The title of the book turned  blaxploitation movie, The Spook Who Sat By The Door was intentionally a double entendres.  The multiple meanings of "spook" are played out in Spook's narrative as well. In the book and film, Korean-War veteran Dan Freeman gains admittance into the CIA by playing "the spook" (the racial slur for a subservient black person). Now an official "spook" (a spy), Freeman turns double agent and uses his training from the CIA to launch a paramilitary revolution against the United States government.

A synopsis FROM THE PUBLISHER:
The CIA needs a Negro: there have been accusations of racial discrimination. So black Dan Freeman begins his lone career in an all-white world. Dan Freeman — tame, conspicuous, harmless. But behind this mask he coolly develops his subversive expertise in judo, guns, women, strategy.  Moving as easily among Washington’s power-hungry politicians as among the threatening street gangs of Chicago’s ghetto, Freeman plays the heroes of one world against the victims of the other. The top men in the CIA, hypocritical social workers, brainwashed policemen, a middle-class girlfriend, a beautiful whore, tough young junkies all have their place in Freeman’s lethally calculated program. He uses and manipulates all the opportunities and people around him. He is a man with a foot in both camps and a finger squeezing slowly on the trigger. There is no time for sentimentality. THE SPOOK WHO SAT BY THE DOOR is a book that had to be written. It describes an America that has gone beyond the stage of civil rights demonstrations and spontaneous riots: an America where the only hope for the black man is in deadly efficient guerrilla warfare. Sam Greenlee has written a novel about a revolution that may happen tomorrow. [*]

The original publisher after allegedly being rejected by countless others for its "subversive" qualities was Margaret Busby OBE, Hon. FRSL. She has regularly worked for radio and television since the late 1960s, when she presented the magazine programme London Line for the Central Office of Information, as well as Break For Women on the BBC African Service. Busby is an Honorary Fellow of the Royal Society of Literature and was awarded the Benson Medal., and she is an Officer of the Order of the British Empire, for services to Literature and to Publishing.

Greenlee co-wrote (with Mel Clay) the screenplay for the 1973 film The Spook Who Sat by the Door, which he also co-produced with director Ivan Dixon and featured a soundtrack by Herbie Hancock. The film is considered a cult classic Blaxploitation Film.


Legend surrounding the movie states that theater managers were approached by FBI COINTEL-PRO agents who advised against holding further screenings. All the prints were seized and destroyed, but little did "the Man" know, director Ivan Dixon of Hogan's Heroes fame, had the foresight to archive the negative under a different title, and it’s for this reason alone that the film survives today.

"We got reports indicating that the FBI visited exhibitors to try to convince them this film was subversive.

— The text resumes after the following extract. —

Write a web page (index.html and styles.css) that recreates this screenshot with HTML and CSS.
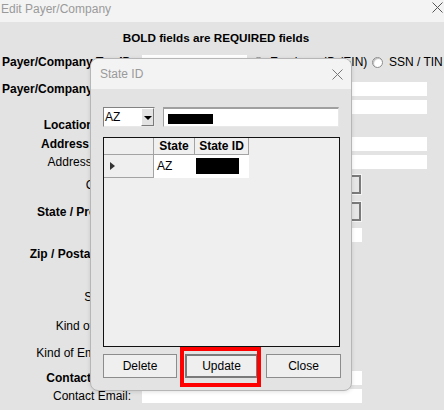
FILE: index.html
```html
<!DOCTYPE html>
<html lang="en">
<head>
    <meta charset="UTF-8">
    <title>Edit Payer/Company</title>
    <link rel="stylesheet" href="styles.css">
</head>
<body>
    <div class="window">
        <div class="titlebar">
            <span>Edit Payer/Company</span>
            <svg class="close" width="11" height="11" viewBox="0 0 11 11"><path d="M0.5 0.5 L10.5 10.5 M10.5 0.5 L0.5 10.5" stroke="#555" stroke-width="1"/></svg>
        </div>

        <div class="form">
            <div class="heading">BOLD fields are REQUIRED fields</div>

            <div class="row">
                <label class="label req wide">Payer/Company Tax ID:</label>
                <div class="field tax"></div>
                <div class="radios">
                    <span class="option first"><i class="radio"></i>Employer ID (EIN)</span>
                    <span class="option"><i class="radio"></i>SSN / TIN</span>
                </div>
            </div>
            <div class="row">
                <label class="label req wide">Payer/Company Name:</label>
                <div class="field long"></div>
            </div>
            <div class="row">
                <label class="label"></label>
                <div class="field long"></div>
            </div>
            <div class="row">
                <label class="label req">Location Code:</label>
                <div class="field short"></div>
            </div>
            <div class="row">
                <label class="label req">Address Line 1:</label>
                <div class="field long"></div>
            </div>
            <div class="row">
                <label class="label">Address Line 2:</label>
                <div class="field long"></div>
            </div>
            <div class="row tall">
                <label class="label">Country:</label>
                <div class="select"><span class="select-btn"><i class="arrow"></i></span></div>
            </div>
            <div class="row tall">
                <label class="label req">State / Province:</label>
                <div class="select"><span class="select-btn"><i class="arrow"></i></span></div>
            </div>
            <div class="row">
                <label class="label">City:</label>
                <div class="field mid"></div>
            </div>
            <div class="row">
                <label class="label req">Zip / Postal Code:</label>
                <div class="field short"></div>
            </div>
            <div class="row">
                <label class="label">State ID:</label>
                <div class="field short"></div>
            </div>
            <div class="row">
                <label class="label">Kind of Payer:</label>
                <div class="field short"></div>
            </div>
            <div class="row">
                <label class="label">Kind of Employer:</label>
                <div class="field short"></div>
            </div>
            <div class="row">
                <label class="label req">Contact Name:</label>
                <div class="field mid"></div>
            </div>
            <div class="row">
                <label class="label">Contact Email:</label>
                <div class="field mid"></div>
            </div>
        </div>

        <!-- State ID dialog, sits over the form -->
        <div class="dialog">
            <div class="dlg-title">
                <span>State ID</span>
                <svg class="close" width="11" height="11" viewBox="0 0 11 11"><path d="M0.5 0.5 L10.5 10.5 M10.5 0.5 L0.5 10.5" stroke="#777" stroke-width="1"/></svg>
            </div>
            <div class="dlg-body">
                <div class="entry">
                    <div class="combo">
                        <span class="combo-text">AZ</span>
                        <span class="combo-btn"><i class="arrow"></i></span>
                    </div>
                    <div class="textbox"><span class="redact"></span></div>
                </div>

                <div class="grid">
                    <div class="cell corner"></div>
                    <div class="cell head">State</div>
                    <div class="cell head">State ID</div>
                    <div class="cell rowhead"><i class="pointer"></i></div>
                    <div class="cell data">AZ</div>
                    <div class="cell data"><span class="redact cell-redact"></span></div>
                </div>

                <div class="buttons">
                    <button class="btn delete">Delete</button>
                    <button class="btn update">Update</button>
                    <button class="btn close-btn">Close</button>
                </div>
            </div>
            <div class="highlight"></div>
        </div>
    </div>
</body>
</html>
```

FILE: styles.css
```css
* {
    box-sizing: border-box;
}
body {
    margin: 0;
    font-family: "Liberation Sans", Arial, sans-serif;
    font-size: 12px;
    color: #000;
    background-color: #e3e3e3;
}
.window {
    position: relative;
    width: 444px;
    height: 410px;
    overflow: hidden;
    background-color: #e3e3e3;
}
.titlebar {
    height: 22px;
    background-color: #f3f3f3;
    color: #9a9a9a;
    display: flex;
    justify-content: space-between;
    align-items: flex-start;
    padding: 2px 1px 0 1px;
    line-height: 14px;
}

/* background form */
.form {
    display: grid;
    grid-template-rows: 26px 21px 27px 18px 18px 19px 18px 26px 27px 20px 19px 43px 29px 27px 25px 18px;
}
.heading {
    align-self: end;
    height: 20px;
    line-height: 20px;
    text-align: center;
    font-weight: bold;
    font-size: 11.7px;
    padding-right: 12px;
}
.row {
    align-self: end;
    height: 14px;
    display: flex;
    align-items: center;
}
.row.tall {
    height: 21px;
}
.label {
    flex: none;
    width: 131px;
    margin-right: 11px;
    text-align: right;
    white-space: nowrap;
    line-height: 14px;
}
.label.req {
    font-weight: bold;
}
.label.wide {
    text-align: left;
    padding-left: 2px;
}
.field {
    height: 14px;
    background-color: #fff;
}
.field.tax {
    width: 105px;
}
.field.long {
    width: 285px;
}
.field.mid {
    width: 220px;
}
.field.short {
    width: 150px;
}
.radios {
    display: flex;
    margin-left: 6px;
}
.option {
    display: flex;
    align-items: center;
    white-space: nowrap;
}
.option.first {
    width: 119px;
}
.radio {
    width: 11px;
    height: 11px;
    border-radius: 50%;
    border: 1px solid #8c8c8c;
    background-color: #fff;
    box-shadow: inset 1px 1px 1px #bdbdbd;
    margin-right: 6px;
}
.select {
    width: 220px;
    height: 21px;
    background-color: #fff;
    border: 1px solid #f4f4f4;
    display: flex;
    justify-content: flex-end;
}
.select-btn {
    width: 17px;
    height: 19px;
    border: 2px solid;
    border-color: #7a7a7a #7a7a7a #7a7a7a #e8e8e8;
    background-color: #e6e6e6;
    padding: 5px 0 0 1px;
}
.select-btn .arrow {
    border-width: 4px 4px 0 0;
    border-color: #000 transparent transparent transparent;
}
.arrow {
    display: block;
    width: 0;
    height: 0;
    border-style: solid;
    border-width: 4px 4px 0 4px;
    border-color: #000 transparent transparent transparent;
}

/* dialog */
.dialog {
    position: absolute;
    left: 90px;
    top: 58px;
    width: 262px;
    height: 333px;
    border: 1px solid #b6b6b6;
    border-radius: 8px;
    background-color: #e3e3e3;
    overflow: hidden;
    box-shadow: 0 1px 4px rgba(0, 0, 0, 0.12);
}
.dlg-title {
    height: 30px;
    background-color: #f3f3f3;
    color: #9a9a9a;
    display: flex;
    justify-content: space-between;
    align-items: center;
    padding: 0 8px 0 9px;
}
.dlg-body {
    padding: 18px 0 0 12px;
}
.entry {
    display: flex;
    gap: 8px;
    height: 20px;
}
.combo {
    width: 52px;
    height: 20px;
    display: flex;
    background-color: #fff;
    border: 1px solid;
    border-color: #828282 #e8e8e8 #e8e8e8 #828282;
}
.combo-text {
    flex: 1;
    padding: 2px 0 0 1px;
}
.combo-btn {
    width: 13px;
    border: 1px solid;
    border-color: #fff #7a7a7a #7a7a7a #fff;
    background-color: #e3e3e3;
    padding: 7px 0 0 2px;
}
.textbox {
    width: 176px;
    height: 20px;
    background-color: #fff;
    border: 1px solid;
    border-top: 2px solid #a0a0a0;
    border-color: #a0a0a0 #e8e8e8 #e8e8e8 #a0a0a0;
    padding: 5px 0 0 4px;
}
.redact {
    display: block;
    width: 45px;
    height: 10px;
    background-color: #000;
}

.grid {
    margin-top: 10px;
    width: 237px;
    height: 210px;
    border: 1px solid #111;
    background-color: #efefef;
    display: grid;
    grid-template-columns: 50px 41px 54px;
    grid-template-rows: 17px 23px;
    align-content: start;
}
.cell {
    border-right: 1px solid #a3a3a3;
    border-bottom: 1px solid #a3a3a3;
}
.head {
    font-weight: bold;
    text-align: center;
    line-height: 16px;
    background-color: #f0f0f0;
}
.rowhead {
    display: flex;
    align-items: center;
    padding-left: 6px;
}
.pointer {
    width: 0;
    height: 0;
    border-style: solid;
    border-width: 4px 0 4px 5px;
    border-color: transparent transparent transparent #333;
}
.data {
    background-color: #fff;
    border: none;
    padding: 4px 0 0 3px;
}
.cell-redact {
    width: 43px;
    height: 16px;
    margin-top: -1px;
    margin-left: -2px;
}

.buttons {
    margin-top: 7px;
    display: flex;
    gap: 8px;
}
.btn {
    height: 24px;
    font-family: "Liberation Sans", Arial, sans-serif;
    font-size: 12px;
    color: #000;
    background-color: #efefef;
    border: 1px solid #8c8c8c;
    padding: 0;
}
.btn.delete {
    width: 74px;
}
.btn.update {
    width: 73px;
    border: 2px solid #7a7a7a;
}
.btn.close-btn {
    width: 75px;
}

/* red annotation box around Update */
.highlight {
    position: absolute;
    left: 89px;
    top: 288px;
    width: 81px;
    height: 40px;
    border: 4px solid #ff0000;
}
```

Some theaters showed it for three weeks, then that was it." [*]


The London Evening Standard of 8 February 1974 published claims that the heiress Patty Hearst's kidnappers, the Symbionese Liberation Army, "modelled themselves on a fictional black anti-establishment guerrilla group called the Cobras in the popular novel and film The Spook Who Sat By the Door". [*|

In a meeting with Aubrey Lewis, one of the first Black FBI agents to have been recruited in 1962 by the FBI,Greenlee was told that The Spook Who Sat by the Door was required reading at the FBI Academy in Quantico, Virginia. [*]

“The Spook Who Sat by the Door" was selected in 2012 for inclusion in the National Film Registry, a catalog of American movies of “enduring cultural or historical significance.” In a citation accompanying the announcement, the Library said that the film reflected a dimension of “who we are as a nation.”


The Spook Who Sat By The Door (Full Film)


I do not believe that the film was in fact repressed or destroyed. I think that this was a legend given to bolster the idea of it being a subversive film.